Sadly, many today think that people are “saved” simply because they espouse certain beliefs, apart from any consideration of how they live.  This is why research demonstrates that the vast majority of Americans admit to believing in Jesus (and a host of other Christian things) while also demonstrating that this belief has very little impact on how they actually live.

The reason I choose the top three hits on Google is to avoid cherry-picking on my part.  Note that #3 does not espouse the negative views on doubt that I grew up with, and in fact #3 rebels against such views.  Also note that #2 states that doubters are really trying to justify an immoral lifestyle, and this is not something I believed as a kid.  I conclude that some Christians have more positive attitudes towards doubt, and some have more negative attitudes.

I understand why Christians see doubt as a struggle.  I’ve seen similar patterns among questioning queer people.  But even if, in one situation, doubt is causing you distress, I think it is best to see doubt as a tool–neither good nor bad, only useful.  Doubt is a tool used to better align our beliefs with reality.  “Giving in” to doubts is bad if and only if the thing being doubted is justified and true.  Thus, the only way to know whether doubting is good or bad is to not have doubts!

Comments

  1. Rob Grigjanis says

    I was brought up Lutheran, and was required to attend church and Sunday school, but never got the impression my parents took their faith very seriously. The sources of my doubt (starting around age 10) were

    (1) the stuff I was being told didn’t make any sense to me. It had a lot of the characteristics of an intricate fairy story. On the other hand, a lot of people took it seriously. On the other other hand, a lot of people had silly ideas about other things…

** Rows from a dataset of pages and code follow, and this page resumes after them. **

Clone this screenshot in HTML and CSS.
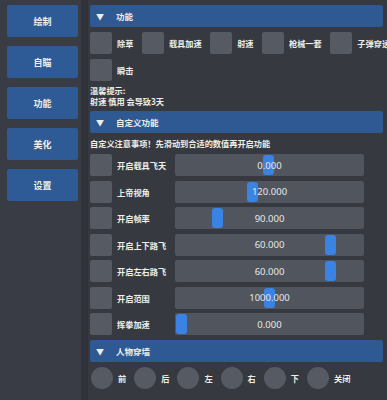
FILE: index.html
```html
<!DOCTYPE html>
<html lang="zh">
<head>
<meta charset="utf-8">
<link rel="stylesheet" href="styles.css">
</head>
<body>
<div class="app">
  <nav class="side">
    <div class="tab">绘制</div>
    <div class="tab">自瞄</div>
    <div class="tab">功能</div>
    <div class="tab">美化</div>
    <div class="tab">设置</div>
  </nav>
  <div class="sep"></div>
  <main class="main">
    <div class="head"><span class="arrow">▼</span><span>功能</span></div>
    <div class="checks">
      <div class="item"><span class="box"></span><span class="lbl">除草</span></div>
      <div class="item"><span class="box"></span><span class="lbl">载具加速</span></div>
      <div class="item"><span class="box"></span><span class="lbl">射速</span></div>
      <div class="item"><span class="box"></span><span class="lbl">枪械一套</span></div>
      <div class="item"><span class="box"></span><span class="lbl">子弹穿透</span></div>
    </div>
    <div class="checks">
      <div class="item"><span class="box"></span><span class="lbl">瞬击</span></div>
    </div>
    <div class="tip"><div>温馨提示:</div><div>射速 慎用 会导致3天</div></div>
    <div class="head"><span class="arrow">▼</span><span>自定义功能</span></div>
    <div class="note">自定义注意事项！先滑动到合适的数值再开启功能</div>
    <div class="sliders">
      <div class="srow"><span class="box"></span><span class="slbl">开启载具飞天</span><div class="slider"><span class="grab" style="left:88px"></span><span class="val">0.000</span></div></div>
      <div class="srow"><span class="box"></span><span class="slbl">上帝视角</span><div class="slider"><span class="grab" style="left:72px"></span><span class="val">120.000</span></div></div>
      <div class="srow"><span class="box"></span><span class="slbl">开启帧率</span><div class="slider"><span class="grab" style="left:37px"></span><span class="val">90.000</span></div></div>
      <div class="srow"><span class="box"></span><span class="slbl">开启上下路飞</span><div class="slider"><span class="grab" style="left:150px"></span><span class="val">60.000</span></div></div>
      <div class="srow"><span class="box"></span><span class="slbl">开启左右路飞</span><div class="slider"><span class="grab" style="left:150px"></span><span class="val">60.000</span></div></div>
      <div class="srow"><span class="box"></span><span class="slbl">开启范围</span><div class="slider"><span class="grab" style="left:89px"></span><span class="val">1000.000</span></div></div>
      <div class="srow"><span class="box"></span><span class="slbl">挥拳加速</span><div class="slider"><span class="grab" style="left:1px"></span><span class="val">0.000</span></div></div>
    </div>
    <div class="head"><span class="arrow">▼</span><span>人物穿墙</span></div>
    <div class="radios">
      <div class="item"><span class="circle"></span><span class="lbl">前</span></div>
      <div class="item"><span class="circle"></span><span class="lbl">后</span></div>
      <div class="item"><span class="circle"></span><span class="lbl">左</span></div>
      <div class="item"><span class="circle"></span><span class="lbl">右</span></div>
      <div class="item"><span class="circle"></span><span class="lbl">下</span></div>
      <div class="item"><span class="circle"></span><span class="lbl">关闭</span></div>
    </div>
  </main>
</div>
</body>
</html>
```
FILE: styles.css
```css
html, body {
  margin: 0;
  padding: 0;
  width: 387px;
  height: 400px;
  overflow: hidden;
  background: #383b43;
  font-family: "Noto Sans CJK SC", "Noto Sans", sans-serif;
  font-weight: 700;
  color: #efeee6;
}

.app {
  display: flex;
  height: 400px;
}

.side {
  width: 74px;
  padding: 5px 0 0 7px;
  display: flex;
  flex-direction: column;
  gap: 9px;
  background: #393c44;
}

.tab {
  width: 71px;
  height: 32px;
  background: #2e5b95;
  border-radius: 2px;
  display: flex;
  align-items: center;
  justify-content: center;
  font-size: 9px;
}

.sep {
  width: 7px;
  background: #30333a;
}

.main {
  flex: 1;
  padding: 5px 0 0 2px;
  display: flex;
  flex-direction: column;
  gap: 5px;
  min-width: 0;
  overflow: hidden;
  background: #363940;
}

.head {
  width: 293px;
  height: 22px;
  background: #2f5993;
  border-radius: 2px;
  display: flex;
  align-items: center;
  font-size: 8.5px;
  flex-shrink: 0;
}

.arrow {
  width: 26px;
  padding-left: 6px;
  box-sizing: border-box;
  font-size: 8px;
}

.checks {
  display: flex;
  gap: 8.5px;
  white-space: nowrap;
  flex-shrink: 0;
}

.item {
  display: flex;
  align-items: center;
  flex-shrink: 0;
}

.box {
  width: 22px;
  height: 22px;
  background: #555a63;
  border-radius: 2px;
  flex-shrink: 0;
}

.lbl {
  margin-left: 5px;
  font-size: 8.2px;
}

.tip {
  display: flex;
  flex-direction: column;
  font-size: 8.2px;
  line-height: 11px;
  margin: -1px 0 -1px 0;
  flex-shrink: 0;
}

.note {
  font-size: 8.2px;
  line-height: 10px;
  white-space: nowrap;
  flex-shrink: 0;
}

.sliders {
  display: flex;
  flex-direction: column;
  gap: 4.5px;
  margin-top: 1px;
  flex-shrink: 0;
}

.srow {
  display: flex;
  align-items: center;
}

.slbl {
  width: 58px;
  margin-left: 5px;
  font-size: 8.2px;
  white-space: nowrap;
}

.slider {
  position: relative;
  width: 189px;
  height: 22px;
  background: #50555e;
  border-radius: 2px;
  display: flex;
  align-items: center;
  justify-content: center;
}

.grab {
  position: absolute;
  top: 1px;
  width: 11px;
  height: 20px;
  background: #3a83e4;
  border-radius: 3px;
}

.val {
  position: relative;
  font-family: "Noto Sans", sans-serif;
  font-weight: 400;
  font-size: 9.5px;
  color: #e9e9e6;
}

.radios {
  display: flex;
  gap: 8px;
  padding-left: 1px;
  flex-shrink: 0;
}

.circle {
  width: 22px;
  height: 22px;
  border-radius: 50%;
  background: #555a63;
  flex-shrink: 0;
}
```
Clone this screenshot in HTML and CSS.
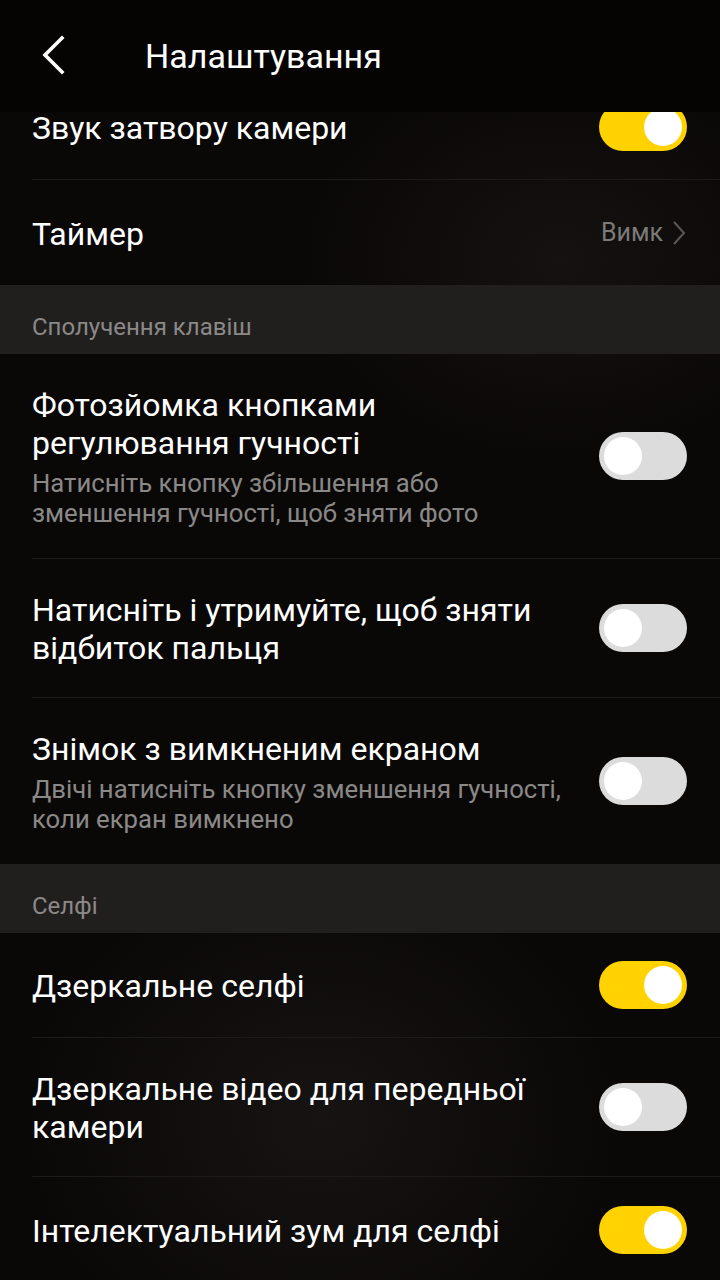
FILE: index.html
```html
<!DOCTYPE html>
<html lang="uk">
<head>
  <meta charset="UTF-8">
  <title>Налаштування</title>
  <link rel="stylesheet" href="styles.css">
</head>
<body>
  <div class="screen">
    <div class="topbar">
      <svg class="back" width="30" height="44" viewBox="0 0 30 44">
        <path d="M24 5 L7 22 L24 39" fill="none" stroke="#fff" stroke-width="3.6" stroke-linecap="square"/>
      </svg>
      <h1>Налаштування</h1>
    </div>

    <div class="list-view">
      <div class="list">
        <div class="row">
          <div class="text"><div class="title">Звук затвору камери</div></div>
          <div class="switch on"><span class="knob"></span></div>
        </div>
        <div class="row">
          <div class="text"><div class="title">Таймер</div></div>
          <div class="value">Вимк
            <svg width="16" height="28" viewBox="0 0 16 28"><path d="M3 3 L13 14 L3 25" fill="none" stroke="#5a5857" stroke-width="2"/></svg>
          </div>
        </div>

        <div class="section">Сполучення клавіш</div>

        <div class="row">
          <div class="text">
            <div class="title">Фотозйомка кнопками регулювання гучності</div>
            <div class="sub">Натисніть кнопку збільшення або<br>зменшення гучності, щоб зняти фото</div>
          </div>
          <div class="switch"><span class="knob"></span></div>
        </div>
        <div class="row">
          <div class="text"><div class="title">Натисніть і утримуйте, щоб зняти відбиток пальця</div></div>
          <div class="switch"><span class="knob"></span></div>
        </div>
        <div class="row">
          <div class="text">
            <div class="title">Знімок з вимкненим екраном</div>
            <div class="sub">Двічі натисніть кнопку зменшення гучності, коли екран вимкнено</div>
          </div>
          <div class="switch"><span class="knob"></span></div>
        </div>

        <div class="section">Селфі</div>

        <div class="row">
          <div class="text"><div class="title">Дзеркальне селфі</div></div>
          <div class="switch on"><span class="knob"></span></div>
        </div>
        <div class="row">
          <div class="text"><div class="title">Дзеркальне відео для передньої камери</div></div>
          <div class="switch"><span class="knob"></span></div>
        </div>
        <div class="row">
          <div class="text"><div class="title">Інтелектуальний зум для селфі</div></div>
          <div class="switch on"><span class="knob"></span></div>
        </div>
      </div>
    </div>
  </div>
</body>
</html>
```

FILE: styles.css
```css
body {
  margin: 0;
  font-family: Roboto, "Noto Sans", sans-serif;
  background: #0a0807;
  color: #fff;
}

.screen {
  width: 720px;
  height: 1280px;
  overflow: hidden;
  display: flex;
  flex-direction: column;
  background:
    radial-gradient(ellipse 260px 200px at 560px 260px, rgba(40, 36, 34, 0.35), transparent),
    radial-gradient(ellipse 300px 260px at 320px 1120px, rgba(45, 42, 40, 0.35), transparent),
    #0a0807;
}

.topbar {
  height: 112px;
  flex-shrink: 0;
  display: flex;
  align-items: center;
  padding-left: 38px;
  background: #050403;
  position: relative;
  z-index: 1;
}

.topbar .back {
  margin-top: -2px;
}

.topbar h1 {
  margin: 0 0 0 77px;
  font-size: 34px;
  font-weight: 400;
}

.list-view {
  flex: 1;
  overflow: hidden;
}

.list {
  margin-top: -37px;
}

.row {
  box-sizing: border-box;
  min-height: 105px;
  display: flex;
  align-items: center;
  gap: 34px;
  margin-left: 32px;
  padding-right: 33px;
  border-bottom: 1px solid #1d1b1a;
}

.row:has(+ .section),
.row:last-child {
  border-bottom: none;
}

.text {
  flex: 1;
  padding: 32px 0 30px;
}

.title {
  font-size: 32px;
  line-height: 38px;
}

.sub {
  font-size: 25.7px;
  line-height: 30px;
  color: #8b8988;
  margin-top: 6px;
}

.value {
  display: flex;
  align-items: center;
  gap: 8px;
  font-size: 25px;
  color: #7d7b7a;
}

.section {
  box-sizing: border-box;
  height: 69px;
  display: flex;
  align-items: center;
  padding: 14px 0 0 32px;
  background: #211f1e;
  color: #8b8988;
  font-size: 24px;
}

.switch {
  width: 88px;
  height: 48px;
  border-radius: 24px;
  background: #dcdcdc;
  flex-shrink: 0;
  display: flex;
  align-items: center;
  padding: 0 5px;
  box-sizing: border-box;
}

.switch .knob {
  width: 38px;
  height: 38px;
  border-radius: 50%;
  background: #fff;
}

.switch.on {
  background: #ffd200;
  justify-content: flex-end;
}
```
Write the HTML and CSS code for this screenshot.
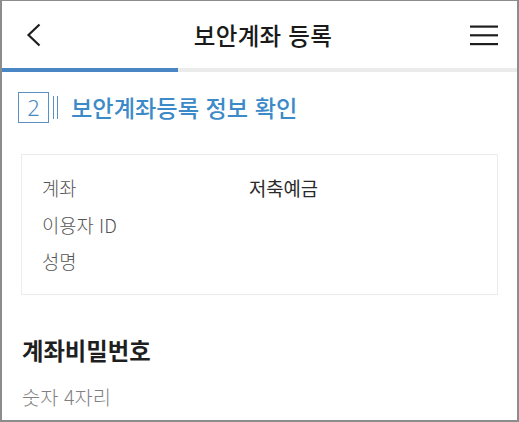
FILE: index.html
```html
<!DOCTYPE html>
<html lang="ko">
<head>
<meta charset="utf-8">
<title>보안계좌 등록</title>
<link rel="stylesheet" href="styles.css">
</head>
<body>
<div class="frame">
  <header class="topbar">
    <span class="back" aria-label="뒤로">
      <svg width="16" height="24" viewBox="0 0 16 24"><path d="M13.5 1.5 L2.5 12 L13.5 22.5" fill="none" stroke="#1e1e1e" stroke-width="2.2" stroke-linejoin="miter"/></svg>
    </span>
    <h1 class="title">보안계좌 등록</h1>
    <span class="menu" aria-label="메뉴">
      <svg width="28" height="21" viewBox="0 0 28 21"><rect x="0" y="0.5" width="28" height="2.2" fill="#1e1e1e"/><rect x="0" y="9.2" width="28" height="2.2" fill="#1e1e1e"/><rect x="0" y="18" width="28" height="2.2" fill="#1e1e1e"/></svg>
    </span>
  </header>
  <div class="progress"><div class="progress-fill"></div></div>
  <main class="content">
    <div class="step">
      <span class="step-num">2</span>
      <span class="step-bars"></span>
      <h2 class="step-title">보안계좌등록 정보 확인</h2>
    </div>
    <div class="card">
      <div class="row"><span class="label">계좌</span><span class="value">저축예금</span></div>
      <div class="row"><span class="label">이용자 ID</span><span class="value"></span></div>
      <div class="row"><span class="label">성명</span><span class="value"></span></div>
    </div>
    <h3 class="section-title">계좌비밀번호</h3>
    <p class="hint">숫자 4자리</p>
  </main>
</div>
</body>
</html>
```
FILE: styles.css
```css
* { box-sizing: border-box; }
html, body { margin: 0; padding: 0; background: #fff; }
body {
  font-family: "Noto Sans CJK KR", "Noto Sans", sans-serif;
  width: 519px;
  height: 422px;
  overflow: hidden;
}
.frame {
  width: 519px;
  height: 422px;
  border-top: 1px solid #8c8c8c;
  border-left: 2px solid #8c8c8c;
  border-right: 2px solid #8c8c8c;
  border-bottom: 2px solid #8c8c8c;
  overflow: hidden;
  background: #fff;
}
.topbar {
  height: 67px;
  display: grid;
  grid-template-columns: 1fr auto 1fr;
  align-items: center;
  padding: 0 19px 0 24px;
}
.back { display: flex; align-items: center; justify-self: start; margin-top: 1px; }
.menu { display: flex; align-items: center; justify-self: end; margin-top: 1px; }
.title {
  margin: 0;
  font-size: 23.5px;
  font-weight: 500;
  color: #1a1a1a;
  letter-spacing: 0.3px;
  line-height: 30px;
  margin-left: 2px;
}
.progress {
  height: 4px;
  background: #ebebeb;
}
.progress-fill {
  width: 176px;
  height: 4px;
  background: #4a86c4;
}
.content {
  padding: 0 19px;
}
.step {
  display: flex;
  align-items: center;
  margin-top: 20px;
  margin-left: -3px;
  height: 30px;
}
.step-num {
  width: 31px;
  height: 31px;
  border: 1.5px solid #5a90c2;
  color: #4a88c0;
  font-family: "Noto Sans", sans-serif;
  font-weight: 300;
  font-size: 22px;
  line-height: 28px;
  text-align: center;
}
.step-bars {
  width: 5px;
  height: 23px;
  margin-left: 4px;
  border-left: 1.5px solid #5a90c2;
  border-right: 1.5px solid #5a90c2;
}
.step-title {
  margin: 0 0 0 13px;
  font-size: 23.2px;
  font-weight: 500;
  color: #3d8ac8;
  line-height: 30px;
}
.card {
  margin-top: 32px;
  border: 1px solid #ececec;
  padding: 15px 20px 14px;
}
.row {
  display: flex;
  line-height: 36.5px;
  height: 36.5px;
  font-size: 18.8px;
  font-weight: 300;
}
.label {
  width: 207px;
  color: #555;
}
.value {
  color: #2a2a2a;
  font-weight: 400;
}
.section-title {
  margin: 40px 0 0 1px;
  font-size: 23.3px;
  font-weight: 700;
  color: #1f1f1f;
  line-height: 30px;
}
.hint {
  margin: 17px 0 0 1px;
  font-size: 19.8px;
  font-weight: 300;
  color: #808080;
  line-height: 30px;
}
```
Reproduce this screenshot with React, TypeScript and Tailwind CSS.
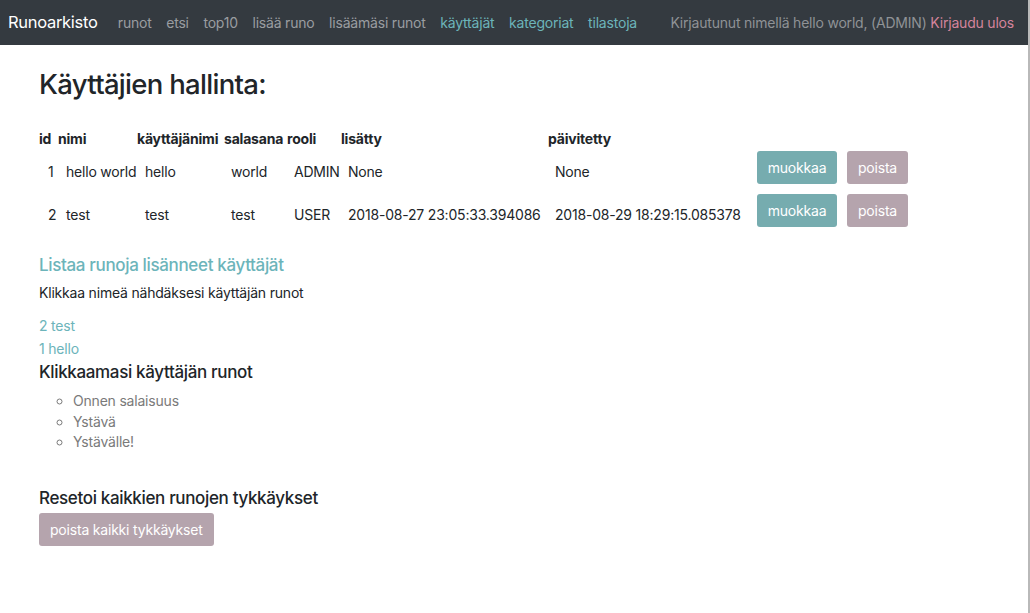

    (2) I knew Jews, Hindus, Muslims and Catholics*. So did my salvation depend on the sheer luck of being born to the right people in the right place?

    By age 11 or 12 I considered myself an unbeliever. In hindsight, it seems odd to me that I never discussed this with friends or family. I suppose it may have felt like a taboo subject, but I don’t even remember mentioning it to close friends or my older sister, who was (and is) a trusted confidante. It also seems odd to me now that I never sought out others like me until many years later.

    This may sound silly, but the way I tested my unbelief was to tell God to fuck off. There must have been lingering doubt, because some trepidation was involved. If I were wrong, the consequences could be dire. Anyway, some uneasy days followed, passed, and fait accompli.

    *I had the good fortune of growing up in a very mixed community.

  2. says

    “The truth is that doubt was accepted in the Catholicism I grew up in, but only if the doubt fit into a specific narrative. Doubt was not an epistemological tool, but a personal struggle to be overcome.”

    Sounds like someone who takes their faith way to serisously… That’s the thing about fundies, it’s like a cult where loving god is more akin to Stockholm syndrome, for these types of Christians, “doubt” isn’t at all about asking questions, it’s about punishing yourself for your sinful thoughts and to keep “humbling yourself” a.k.a keep telling yourself your shit when you’re not praying hard enough, and it’s basically an abusive way to decrease your own cognitive dissonance because you just gotta have faith.

    Those kinds of fundies the author talks about would probably say your parents were just Sunday Christians, Rob, but that’s that’s because they are slaves of their own ideology.

    Faith isn’t necessarily a bad thing, like a hammer, you can use it either to build or a weapon to hurt someone. The thing is that if you put your humanity first, your faith can be how you show your human goodness to others, but when you put your ideology above your humanity, faith just becomes an excuse to “other”” the outsiders that don’t belong to your paricular little tribe

  3. says

    @Chris Klopper,
    I’m not sure who you are referring to as fundies, but it would be quite a stretch to say I was ever a fundie. I was a nominal Catholic. I did not even go to church.

  4. says

    Indeed, clearly when you talked about your doubt, you were actually talking about actual doubt and your journey out of religion. I may have gone off on a slight tangent, but nevertheless, I thought the middle piece of the article talked about that kind doubt – the one that means self-loathing and the pity party.

    That somehow resonated with me and my own past Christian experience, I find the quoted pieces also revolving around this, even the last bit where they talked about “saved” in quotations – insinuating that of course all those worldly Christians not from my small bubble who claim to be saved are like the people from the Church of Laodicea – even here I believe their emphasis is that true faith and doubt is about a struggle, it’s about making yourself suffer from self-loathing, constantly seeking divine forgiveness.

  5. Martin Zeichner says

    Given that Christianity is derived from Judiasm, this kind of reasoning is not surprising. In the Judiasm that I was exposed to as a child, doubt was acknowleged and in fact was considered an important part of maturing as a human being, to the point that even athiesm was tolerated. Now I look back on it as the kind of condesension that one gives a child by saying that they’re “going through a phase.”

    From the way that you describe the Catholic attitude toward doubt that you experienced, it sounds more like it is not the doubt itself that is considered to be valuable but the act of overcoming the doubt and returning to the faith is what is valuable, or am I misinterpreting you? The analogy that comes to mind is that in traditional western music dissonance always resolves to consonance (or harmony) while in twentieth century music composers were more free to expolore never having to end a piece on a harmony.

  6. says

    @Martin Zeichner,
    I didn’t know Judaism had any similar attitudes towards doubt. Now I’m wondering if it’s common to all religions, or if it’s more of a thing in judaism/christianity/islam/etc.

    I think you understood me correctly. It also feels like a reaction to a Christian image of being anti-doubt. The idea is, “We Christians are usually seen as being against doubt. So we should emphasize how doubt is actually a good thing (to overcome)!”